IUBio

MUST READ EDITORIAL FOR ALL SCIENTISTS

Marc Andelman drgonfly at ultranet.com
Sat May 16 18:22:58 EST 1998


Material Fellow wrote:
> 
> Marc Andelman wrote:
> ? My original post was about an interesting editorial,or rather, an
> > actual research article in May 1 Science that makes a very good case
> > why academic patents will totally screw up the industrial job market for
> > scientists by making industrial R&D unprofitable.  ..  I think everyone should be extremely concerned
> > about this issue, ..
> >
> > Regards,
> >
> > Marc Andelman
> 
> Actually, you are quite right about the issue of how focused interest in
> Patents, and over patenting, can muck up the progress in a field.
> 
> The issue of patents in software raised the same issues -- how trivial
> patents (sometimes "invented after the fact") raised issues of grave
> concern.
> 
> I don't know the issues, but the parallels might be of interest.
> 
> It isn't just the patenting inventors involved, it is the overhead
> represented by the administrators and legal staff that add complexity.
> 
> Since the software patent craze may have began a few years ahead of the
> biotech phase, perhaps there are some clues there as to what will happen
> -- it might die a semi-natural death -- and how to develop work-arounds.
> 
> There are other fields that have faced issues of patents and explosions
> of information that could also have vital background that relates.  I
> don't think that it is a totally _new_ issue, but a variation on what
> has happened before.



What is very new and quite unprecidented is that the government, 
through academic  proxies is funding trivial nusciance patents
on an unprecidented, massive scale, most notable in 
biotech, but also in every field of science.

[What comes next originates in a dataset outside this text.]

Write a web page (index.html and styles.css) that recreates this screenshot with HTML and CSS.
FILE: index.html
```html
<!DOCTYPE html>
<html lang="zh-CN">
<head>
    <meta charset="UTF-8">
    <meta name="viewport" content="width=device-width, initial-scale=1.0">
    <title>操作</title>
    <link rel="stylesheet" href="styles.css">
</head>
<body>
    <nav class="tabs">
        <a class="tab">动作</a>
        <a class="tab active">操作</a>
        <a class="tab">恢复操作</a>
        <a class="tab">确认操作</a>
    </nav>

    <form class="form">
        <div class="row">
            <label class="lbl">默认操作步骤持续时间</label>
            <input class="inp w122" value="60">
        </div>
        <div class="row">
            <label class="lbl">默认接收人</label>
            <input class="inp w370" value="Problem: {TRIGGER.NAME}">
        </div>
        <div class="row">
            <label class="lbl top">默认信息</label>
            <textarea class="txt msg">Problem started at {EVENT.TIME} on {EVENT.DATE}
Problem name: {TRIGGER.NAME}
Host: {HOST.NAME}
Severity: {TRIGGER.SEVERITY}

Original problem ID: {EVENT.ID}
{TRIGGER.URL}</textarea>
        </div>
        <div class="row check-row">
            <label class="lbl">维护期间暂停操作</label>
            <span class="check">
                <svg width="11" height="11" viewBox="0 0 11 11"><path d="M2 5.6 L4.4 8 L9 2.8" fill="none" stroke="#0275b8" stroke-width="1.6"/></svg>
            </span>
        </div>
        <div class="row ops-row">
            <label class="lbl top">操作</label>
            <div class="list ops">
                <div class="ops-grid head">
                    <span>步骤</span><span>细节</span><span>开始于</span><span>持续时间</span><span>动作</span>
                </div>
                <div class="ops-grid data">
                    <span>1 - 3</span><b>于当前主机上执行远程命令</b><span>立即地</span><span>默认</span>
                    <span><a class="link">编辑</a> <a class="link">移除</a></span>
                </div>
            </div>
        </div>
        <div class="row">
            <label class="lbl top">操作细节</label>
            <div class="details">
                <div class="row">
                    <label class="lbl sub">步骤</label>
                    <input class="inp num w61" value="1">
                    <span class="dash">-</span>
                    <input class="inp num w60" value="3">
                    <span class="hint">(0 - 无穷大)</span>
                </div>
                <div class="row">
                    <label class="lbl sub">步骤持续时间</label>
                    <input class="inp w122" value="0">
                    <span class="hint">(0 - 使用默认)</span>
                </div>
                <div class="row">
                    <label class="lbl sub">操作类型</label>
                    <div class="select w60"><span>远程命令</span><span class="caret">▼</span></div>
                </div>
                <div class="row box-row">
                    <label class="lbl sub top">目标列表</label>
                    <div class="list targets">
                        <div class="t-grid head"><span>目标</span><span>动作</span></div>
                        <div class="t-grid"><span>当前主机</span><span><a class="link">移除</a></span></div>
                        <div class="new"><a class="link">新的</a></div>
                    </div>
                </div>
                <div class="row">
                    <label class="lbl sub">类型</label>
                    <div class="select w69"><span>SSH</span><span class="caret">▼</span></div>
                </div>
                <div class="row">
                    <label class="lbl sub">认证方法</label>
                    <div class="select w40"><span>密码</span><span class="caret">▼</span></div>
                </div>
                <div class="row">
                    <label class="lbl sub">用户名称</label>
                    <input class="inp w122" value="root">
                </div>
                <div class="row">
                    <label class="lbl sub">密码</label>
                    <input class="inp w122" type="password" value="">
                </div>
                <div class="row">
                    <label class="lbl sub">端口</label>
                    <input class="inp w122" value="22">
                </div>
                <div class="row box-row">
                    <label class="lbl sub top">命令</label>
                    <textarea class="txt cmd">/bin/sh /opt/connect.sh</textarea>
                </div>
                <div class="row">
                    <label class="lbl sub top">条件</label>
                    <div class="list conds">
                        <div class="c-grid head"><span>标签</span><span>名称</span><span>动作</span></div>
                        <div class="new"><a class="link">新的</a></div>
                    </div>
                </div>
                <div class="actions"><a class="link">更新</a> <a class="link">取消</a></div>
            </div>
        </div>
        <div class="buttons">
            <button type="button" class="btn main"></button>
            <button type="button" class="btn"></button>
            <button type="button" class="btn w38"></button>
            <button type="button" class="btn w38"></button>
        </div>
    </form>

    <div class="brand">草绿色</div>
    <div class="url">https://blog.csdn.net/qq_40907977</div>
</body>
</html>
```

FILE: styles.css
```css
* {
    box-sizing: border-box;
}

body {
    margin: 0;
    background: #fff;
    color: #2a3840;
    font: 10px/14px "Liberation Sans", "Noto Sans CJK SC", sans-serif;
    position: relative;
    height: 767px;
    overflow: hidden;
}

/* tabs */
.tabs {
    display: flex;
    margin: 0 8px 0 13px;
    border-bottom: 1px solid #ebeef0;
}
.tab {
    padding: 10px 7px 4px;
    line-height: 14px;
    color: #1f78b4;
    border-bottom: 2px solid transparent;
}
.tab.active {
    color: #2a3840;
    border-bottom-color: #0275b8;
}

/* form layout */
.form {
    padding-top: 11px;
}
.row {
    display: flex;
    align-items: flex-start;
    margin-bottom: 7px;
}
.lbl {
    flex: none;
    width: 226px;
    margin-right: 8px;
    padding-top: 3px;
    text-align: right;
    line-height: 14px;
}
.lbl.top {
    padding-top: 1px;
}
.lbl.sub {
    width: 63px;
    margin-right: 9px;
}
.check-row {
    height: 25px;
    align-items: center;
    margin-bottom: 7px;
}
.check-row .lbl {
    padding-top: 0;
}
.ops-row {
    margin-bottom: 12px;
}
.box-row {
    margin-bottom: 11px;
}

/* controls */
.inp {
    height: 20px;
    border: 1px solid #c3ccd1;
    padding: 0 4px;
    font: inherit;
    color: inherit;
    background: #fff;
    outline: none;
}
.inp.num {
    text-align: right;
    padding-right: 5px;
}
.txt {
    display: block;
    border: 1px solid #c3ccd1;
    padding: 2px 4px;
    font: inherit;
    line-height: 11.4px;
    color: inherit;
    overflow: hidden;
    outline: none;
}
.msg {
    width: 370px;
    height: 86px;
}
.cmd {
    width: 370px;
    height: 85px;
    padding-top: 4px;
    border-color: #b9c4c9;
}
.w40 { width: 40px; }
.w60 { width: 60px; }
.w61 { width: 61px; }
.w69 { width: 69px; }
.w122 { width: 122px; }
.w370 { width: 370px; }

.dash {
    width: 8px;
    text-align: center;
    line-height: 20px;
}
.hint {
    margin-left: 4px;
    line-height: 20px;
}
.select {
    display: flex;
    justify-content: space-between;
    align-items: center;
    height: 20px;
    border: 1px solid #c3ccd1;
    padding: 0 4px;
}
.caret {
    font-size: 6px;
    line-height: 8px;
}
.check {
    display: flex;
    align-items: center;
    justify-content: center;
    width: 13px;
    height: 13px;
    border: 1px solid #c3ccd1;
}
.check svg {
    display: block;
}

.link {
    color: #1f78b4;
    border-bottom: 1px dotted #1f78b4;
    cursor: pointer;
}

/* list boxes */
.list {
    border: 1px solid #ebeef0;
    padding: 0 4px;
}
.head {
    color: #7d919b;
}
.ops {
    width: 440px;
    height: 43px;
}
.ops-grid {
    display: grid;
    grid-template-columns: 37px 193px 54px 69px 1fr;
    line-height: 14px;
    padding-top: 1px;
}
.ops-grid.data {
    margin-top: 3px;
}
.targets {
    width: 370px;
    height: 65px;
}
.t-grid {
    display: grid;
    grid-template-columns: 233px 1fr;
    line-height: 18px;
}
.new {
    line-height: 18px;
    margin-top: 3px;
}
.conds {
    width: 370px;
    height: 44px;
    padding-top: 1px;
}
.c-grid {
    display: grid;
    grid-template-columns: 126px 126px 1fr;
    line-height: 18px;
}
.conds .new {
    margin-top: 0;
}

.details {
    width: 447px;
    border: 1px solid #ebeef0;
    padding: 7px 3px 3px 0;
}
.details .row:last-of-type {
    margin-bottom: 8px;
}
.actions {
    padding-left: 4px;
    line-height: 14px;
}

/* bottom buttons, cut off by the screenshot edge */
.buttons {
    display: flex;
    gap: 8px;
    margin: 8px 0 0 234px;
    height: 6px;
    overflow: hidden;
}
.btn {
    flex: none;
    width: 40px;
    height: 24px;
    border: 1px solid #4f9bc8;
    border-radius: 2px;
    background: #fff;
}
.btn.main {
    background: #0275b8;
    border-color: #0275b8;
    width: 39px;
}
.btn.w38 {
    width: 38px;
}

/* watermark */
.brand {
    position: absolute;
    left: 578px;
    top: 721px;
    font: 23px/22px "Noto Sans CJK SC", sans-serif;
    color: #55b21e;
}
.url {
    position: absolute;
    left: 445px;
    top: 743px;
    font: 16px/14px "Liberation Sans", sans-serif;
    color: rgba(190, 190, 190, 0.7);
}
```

Broad fields of science are being patented and cut off at the
root from econmic development, held hostage by nit wit university
adminsitrators and univerisity licence departments who work
for institutions that will suffer no loss if such "inventions"
are  not commercialized. Therefore, these are the most
arrogant, stupid, and least worthwhile people to negotiate with.
Ergo, almost no one will bother and industrial R&D capital
will go somewhere else, to fund government paper or whatever.